Objective: Report only the number of lines in the records that contain the word "screenshot".

_ _ _ _

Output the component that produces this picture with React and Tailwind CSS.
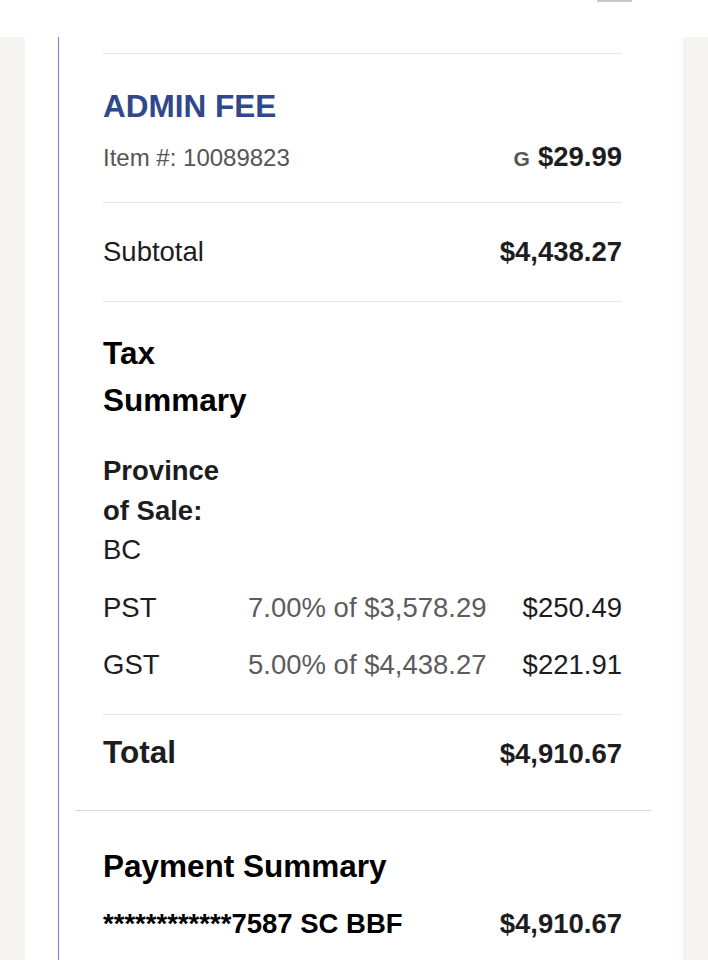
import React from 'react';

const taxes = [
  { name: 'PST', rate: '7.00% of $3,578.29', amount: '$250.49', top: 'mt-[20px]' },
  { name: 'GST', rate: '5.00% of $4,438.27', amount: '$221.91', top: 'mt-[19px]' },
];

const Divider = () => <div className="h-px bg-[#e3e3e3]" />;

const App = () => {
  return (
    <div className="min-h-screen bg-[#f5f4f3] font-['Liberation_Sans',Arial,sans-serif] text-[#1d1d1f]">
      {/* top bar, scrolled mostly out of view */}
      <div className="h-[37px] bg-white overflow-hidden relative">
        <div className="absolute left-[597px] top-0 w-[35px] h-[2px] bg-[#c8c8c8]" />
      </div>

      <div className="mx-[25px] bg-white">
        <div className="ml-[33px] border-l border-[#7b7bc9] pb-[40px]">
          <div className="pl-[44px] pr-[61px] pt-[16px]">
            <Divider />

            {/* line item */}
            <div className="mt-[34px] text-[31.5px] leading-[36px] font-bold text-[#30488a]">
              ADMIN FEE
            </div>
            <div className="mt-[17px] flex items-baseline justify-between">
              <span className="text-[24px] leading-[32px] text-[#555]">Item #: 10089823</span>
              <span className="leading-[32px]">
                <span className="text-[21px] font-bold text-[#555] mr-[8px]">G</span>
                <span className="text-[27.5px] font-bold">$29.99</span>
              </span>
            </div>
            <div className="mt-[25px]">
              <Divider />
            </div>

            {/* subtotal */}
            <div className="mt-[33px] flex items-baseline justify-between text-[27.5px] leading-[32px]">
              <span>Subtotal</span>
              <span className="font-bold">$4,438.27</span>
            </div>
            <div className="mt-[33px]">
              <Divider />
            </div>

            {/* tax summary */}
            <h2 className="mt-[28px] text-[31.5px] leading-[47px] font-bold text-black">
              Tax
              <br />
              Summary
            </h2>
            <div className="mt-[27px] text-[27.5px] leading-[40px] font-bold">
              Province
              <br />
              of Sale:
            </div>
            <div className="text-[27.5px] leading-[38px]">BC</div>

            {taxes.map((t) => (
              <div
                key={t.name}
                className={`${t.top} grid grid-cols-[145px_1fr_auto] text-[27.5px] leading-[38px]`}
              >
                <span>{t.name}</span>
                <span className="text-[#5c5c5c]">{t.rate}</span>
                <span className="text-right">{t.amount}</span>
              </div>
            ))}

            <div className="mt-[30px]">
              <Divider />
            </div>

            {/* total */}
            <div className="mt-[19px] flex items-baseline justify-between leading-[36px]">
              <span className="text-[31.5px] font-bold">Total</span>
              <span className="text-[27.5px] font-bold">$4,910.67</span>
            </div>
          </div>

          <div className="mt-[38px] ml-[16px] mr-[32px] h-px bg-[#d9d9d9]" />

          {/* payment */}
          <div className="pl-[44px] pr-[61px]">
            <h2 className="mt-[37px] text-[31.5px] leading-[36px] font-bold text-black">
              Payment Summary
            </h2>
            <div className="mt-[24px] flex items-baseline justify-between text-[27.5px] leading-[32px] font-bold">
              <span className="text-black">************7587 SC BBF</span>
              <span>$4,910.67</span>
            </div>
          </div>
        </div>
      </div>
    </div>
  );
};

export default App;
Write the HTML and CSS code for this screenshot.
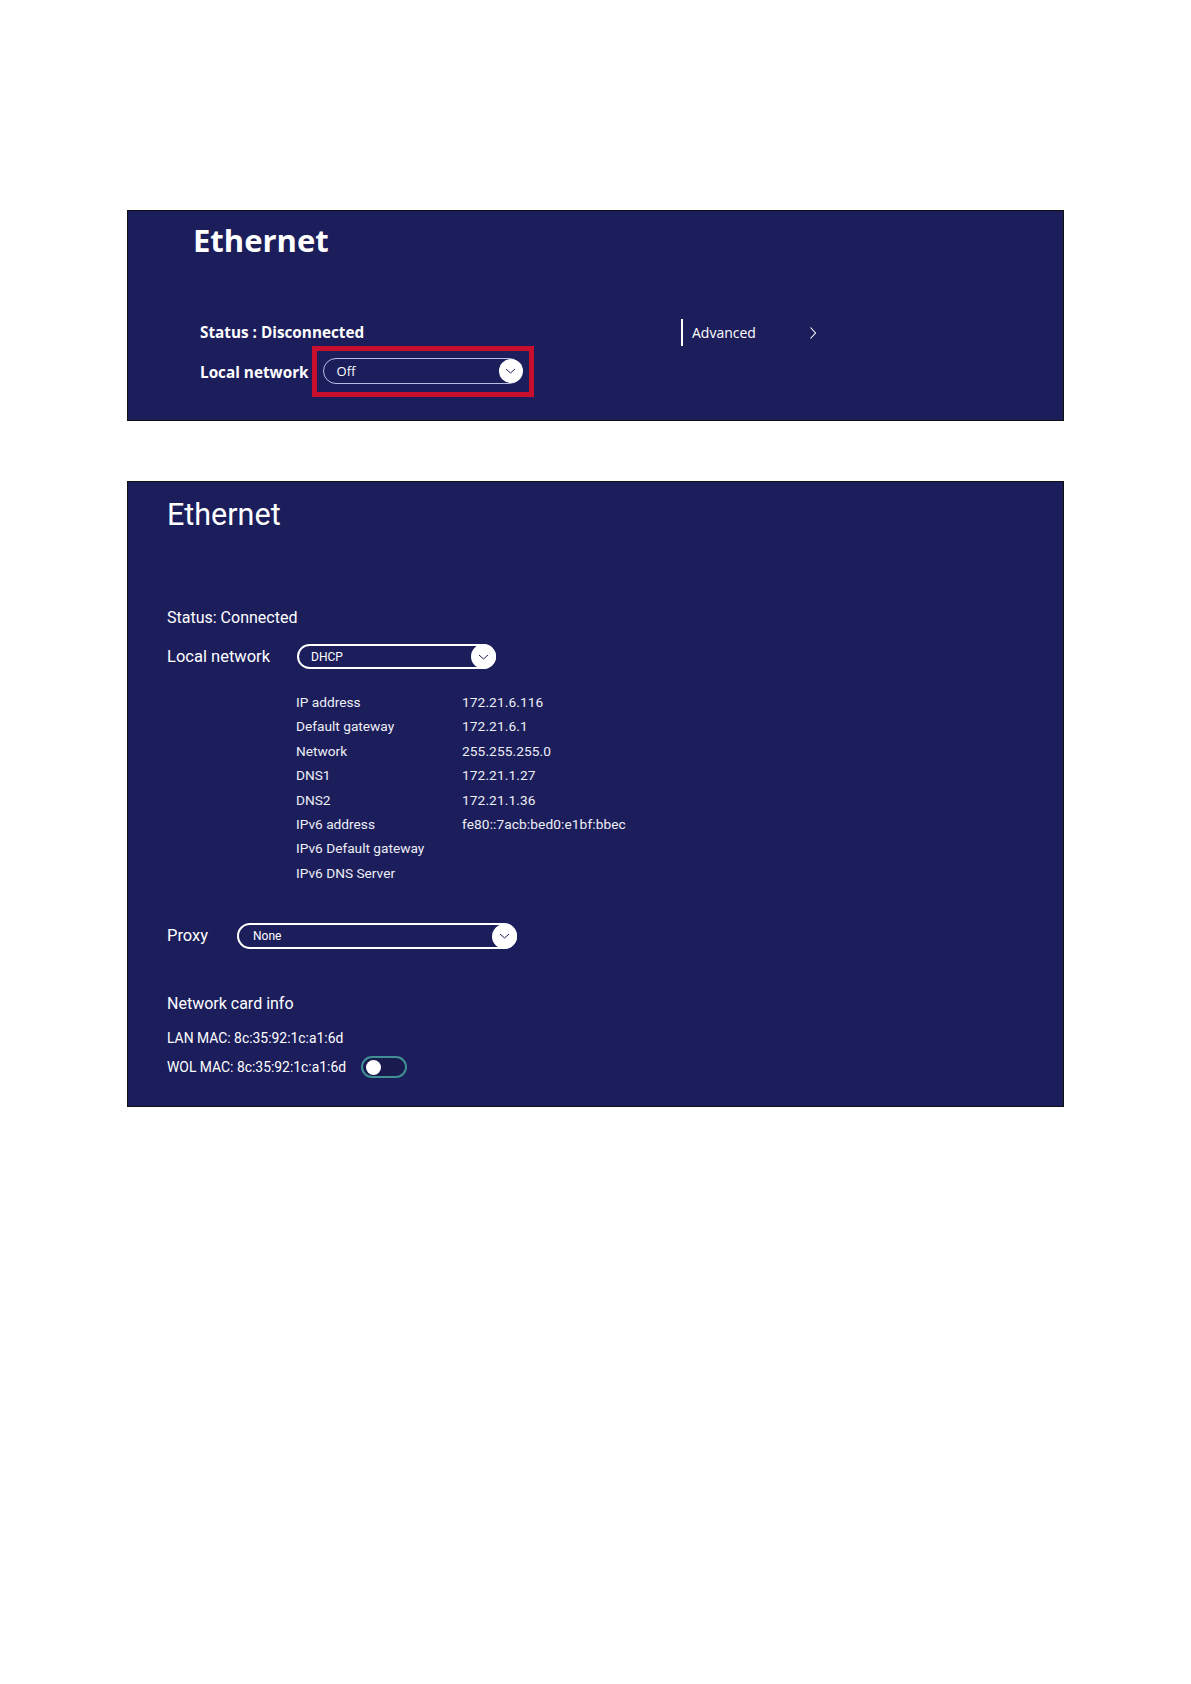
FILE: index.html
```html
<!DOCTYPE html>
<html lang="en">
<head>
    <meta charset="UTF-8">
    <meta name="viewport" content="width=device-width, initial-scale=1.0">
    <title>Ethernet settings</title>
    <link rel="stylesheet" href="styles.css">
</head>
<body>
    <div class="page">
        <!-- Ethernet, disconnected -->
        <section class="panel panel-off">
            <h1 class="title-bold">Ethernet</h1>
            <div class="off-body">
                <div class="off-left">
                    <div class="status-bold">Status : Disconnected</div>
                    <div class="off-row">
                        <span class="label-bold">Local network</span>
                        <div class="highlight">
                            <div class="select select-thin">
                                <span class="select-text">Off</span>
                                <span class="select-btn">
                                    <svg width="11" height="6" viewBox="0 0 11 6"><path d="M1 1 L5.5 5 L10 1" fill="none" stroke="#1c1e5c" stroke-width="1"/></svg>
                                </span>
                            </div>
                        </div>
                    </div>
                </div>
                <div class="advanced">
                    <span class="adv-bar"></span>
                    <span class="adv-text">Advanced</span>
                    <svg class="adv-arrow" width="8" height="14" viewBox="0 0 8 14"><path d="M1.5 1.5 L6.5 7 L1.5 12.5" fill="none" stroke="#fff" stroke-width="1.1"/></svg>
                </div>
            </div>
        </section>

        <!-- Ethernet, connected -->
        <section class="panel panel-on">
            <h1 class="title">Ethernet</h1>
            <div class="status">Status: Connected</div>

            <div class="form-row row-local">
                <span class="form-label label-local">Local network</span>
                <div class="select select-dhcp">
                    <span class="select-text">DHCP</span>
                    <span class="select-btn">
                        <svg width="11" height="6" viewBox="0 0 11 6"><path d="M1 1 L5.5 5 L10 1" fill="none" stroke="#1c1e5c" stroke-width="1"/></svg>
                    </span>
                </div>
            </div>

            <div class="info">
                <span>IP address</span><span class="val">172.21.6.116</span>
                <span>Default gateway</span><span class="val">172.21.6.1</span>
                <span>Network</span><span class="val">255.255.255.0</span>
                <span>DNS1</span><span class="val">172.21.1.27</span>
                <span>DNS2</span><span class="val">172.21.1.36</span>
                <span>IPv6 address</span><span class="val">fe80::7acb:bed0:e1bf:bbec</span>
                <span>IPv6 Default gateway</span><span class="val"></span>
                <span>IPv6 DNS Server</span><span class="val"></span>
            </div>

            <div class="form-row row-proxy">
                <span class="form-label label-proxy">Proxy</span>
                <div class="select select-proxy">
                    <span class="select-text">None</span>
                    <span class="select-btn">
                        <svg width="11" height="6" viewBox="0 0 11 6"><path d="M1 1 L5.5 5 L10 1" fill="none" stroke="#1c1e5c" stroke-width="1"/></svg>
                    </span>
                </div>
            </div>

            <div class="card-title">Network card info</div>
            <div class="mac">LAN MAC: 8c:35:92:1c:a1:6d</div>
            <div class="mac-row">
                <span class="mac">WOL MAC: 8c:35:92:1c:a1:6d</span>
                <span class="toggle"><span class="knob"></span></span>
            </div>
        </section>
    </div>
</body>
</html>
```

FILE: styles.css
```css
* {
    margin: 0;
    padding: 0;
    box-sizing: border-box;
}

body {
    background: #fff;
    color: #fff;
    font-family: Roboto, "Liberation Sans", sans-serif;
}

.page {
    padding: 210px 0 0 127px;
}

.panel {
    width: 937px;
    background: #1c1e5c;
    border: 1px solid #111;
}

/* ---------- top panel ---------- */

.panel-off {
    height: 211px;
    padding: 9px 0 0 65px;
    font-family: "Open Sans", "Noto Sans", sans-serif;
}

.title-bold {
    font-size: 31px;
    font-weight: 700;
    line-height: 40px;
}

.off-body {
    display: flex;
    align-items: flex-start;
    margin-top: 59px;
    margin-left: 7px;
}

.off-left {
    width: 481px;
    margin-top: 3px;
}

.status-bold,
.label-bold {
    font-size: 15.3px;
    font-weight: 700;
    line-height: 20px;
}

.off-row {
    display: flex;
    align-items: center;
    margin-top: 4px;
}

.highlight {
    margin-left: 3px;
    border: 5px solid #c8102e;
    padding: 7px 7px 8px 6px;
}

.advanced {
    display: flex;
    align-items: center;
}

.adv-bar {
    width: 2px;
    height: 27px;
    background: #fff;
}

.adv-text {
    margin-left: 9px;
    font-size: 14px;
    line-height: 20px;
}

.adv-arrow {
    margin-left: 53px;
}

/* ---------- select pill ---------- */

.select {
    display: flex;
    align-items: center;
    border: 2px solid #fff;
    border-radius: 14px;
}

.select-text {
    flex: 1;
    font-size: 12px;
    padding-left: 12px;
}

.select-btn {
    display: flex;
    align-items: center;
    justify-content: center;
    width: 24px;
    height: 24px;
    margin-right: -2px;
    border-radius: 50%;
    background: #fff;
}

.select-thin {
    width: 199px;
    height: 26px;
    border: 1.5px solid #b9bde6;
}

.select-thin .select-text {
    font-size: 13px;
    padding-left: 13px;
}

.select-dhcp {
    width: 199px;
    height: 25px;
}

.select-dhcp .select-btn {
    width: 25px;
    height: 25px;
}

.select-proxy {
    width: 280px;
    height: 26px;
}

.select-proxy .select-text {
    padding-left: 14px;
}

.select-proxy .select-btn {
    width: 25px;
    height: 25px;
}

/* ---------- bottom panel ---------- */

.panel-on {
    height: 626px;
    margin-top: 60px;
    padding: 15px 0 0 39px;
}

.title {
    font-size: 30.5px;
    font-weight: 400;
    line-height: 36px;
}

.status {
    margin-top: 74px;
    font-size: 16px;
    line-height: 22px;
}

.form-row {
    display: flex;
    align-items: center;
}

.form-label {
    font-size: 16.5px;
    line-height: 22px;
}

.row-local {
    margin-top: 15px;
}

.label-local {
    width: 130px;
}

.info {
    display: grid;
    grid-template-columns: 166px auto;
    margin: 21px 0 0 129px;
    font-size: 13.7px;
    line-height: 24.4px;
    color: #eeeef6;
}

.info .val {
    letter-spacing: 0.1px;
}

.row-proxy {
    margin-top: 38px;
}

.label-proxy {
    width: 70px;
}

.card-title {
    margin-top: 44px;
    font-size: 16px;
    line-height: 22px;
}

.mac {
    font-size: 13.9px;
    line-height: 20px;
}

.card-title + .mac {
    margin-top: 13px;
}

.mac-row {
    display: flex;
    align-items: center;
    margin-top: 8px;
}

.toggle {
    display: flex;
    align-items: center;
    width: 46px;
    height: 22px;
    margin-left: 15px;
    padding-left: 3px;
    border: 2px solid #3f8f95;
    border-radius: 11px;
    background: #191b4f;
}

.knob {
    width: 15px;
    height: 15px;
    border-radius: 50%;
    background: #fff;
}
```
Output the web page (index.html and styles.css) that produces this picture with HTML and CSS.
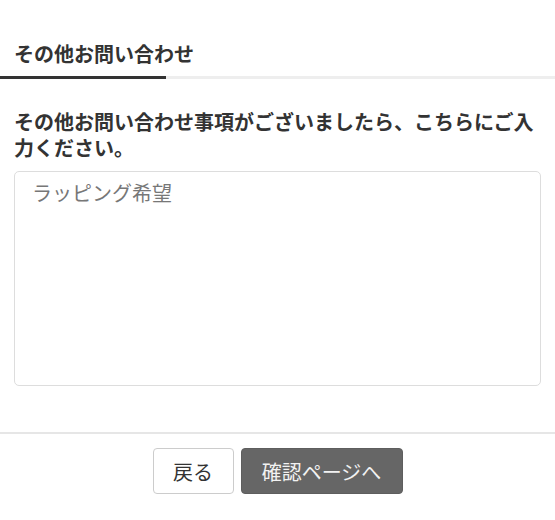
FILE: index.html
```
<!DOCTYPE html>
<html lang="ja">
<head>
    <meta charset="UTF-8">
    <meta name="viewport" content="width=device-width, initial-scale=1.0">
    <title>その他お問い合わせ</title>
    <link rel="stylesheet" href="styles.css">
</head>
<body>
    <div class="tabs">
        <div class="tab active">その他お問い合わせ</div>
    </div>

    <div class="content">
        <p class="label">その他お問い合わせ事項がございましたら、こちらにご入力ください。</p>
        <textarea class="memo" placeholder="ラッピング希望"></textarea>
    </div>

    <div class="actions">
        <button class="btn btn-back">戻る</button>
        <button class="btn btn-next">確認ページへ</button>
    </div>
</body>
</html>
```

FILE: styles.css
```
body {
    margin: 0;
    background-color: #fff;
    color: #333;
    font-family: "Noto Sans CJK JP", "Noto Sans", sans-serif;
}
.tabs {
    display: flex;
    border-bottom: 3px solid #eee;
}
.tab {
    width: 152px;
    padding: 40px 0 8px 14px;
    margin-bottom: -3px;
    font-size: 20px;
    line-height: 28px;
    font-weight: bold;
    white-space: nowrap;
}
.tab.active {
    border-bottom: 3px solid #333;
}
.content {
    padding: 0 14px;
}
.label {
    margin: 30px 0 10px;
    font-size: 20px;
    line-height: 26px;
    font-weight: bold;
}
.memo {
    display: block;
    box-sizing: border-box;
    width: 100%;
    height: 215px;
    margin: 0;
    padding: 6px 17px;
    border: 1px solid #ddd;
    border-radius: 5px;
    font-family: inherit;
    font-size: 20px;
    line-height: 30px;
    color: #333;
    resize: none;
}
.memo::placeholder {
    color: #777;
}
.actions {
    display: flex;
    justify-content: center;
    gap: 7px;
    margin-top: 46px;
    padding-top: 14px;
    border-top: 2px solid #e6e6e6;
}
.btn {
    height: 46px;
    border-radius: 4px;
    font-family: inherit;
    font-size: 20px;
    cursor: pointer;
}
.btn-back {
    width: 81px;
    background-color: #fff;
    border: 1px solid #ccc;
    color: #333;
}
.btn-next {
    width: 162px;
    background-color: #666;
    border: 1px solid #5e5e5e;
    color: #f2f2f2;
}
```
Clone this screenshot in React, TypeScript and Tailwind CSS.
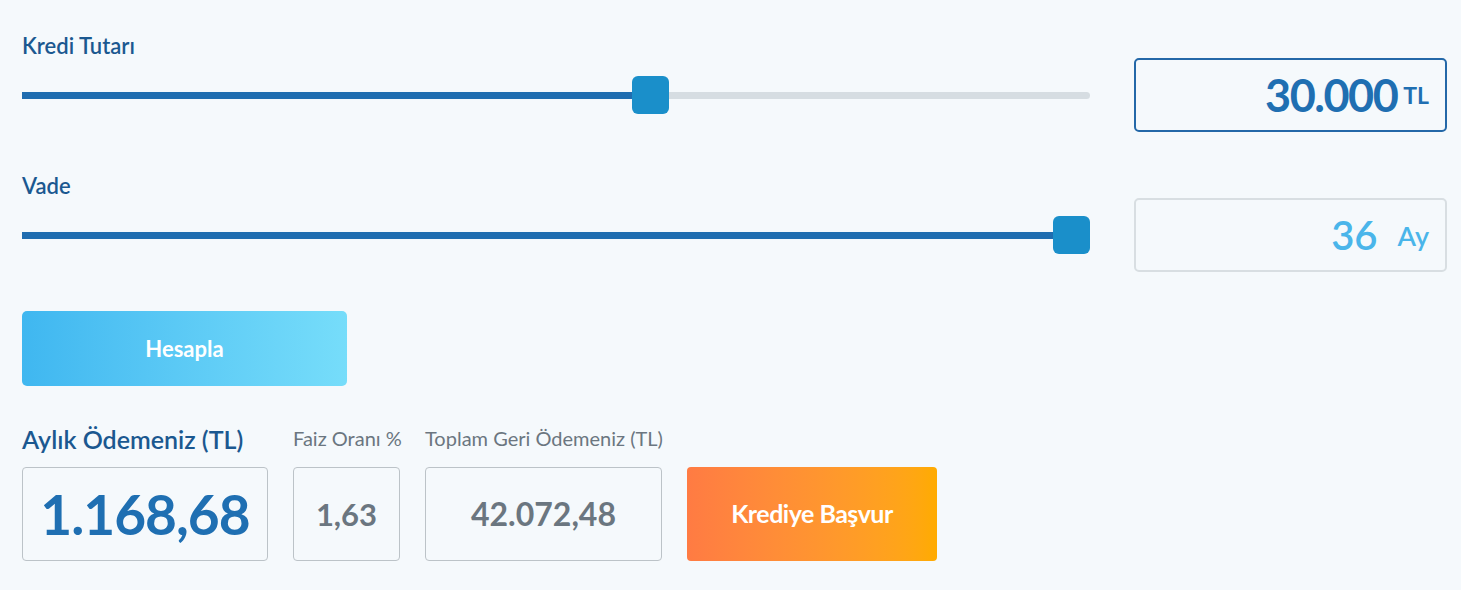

_ _ _ _

Answer for this exercise: 2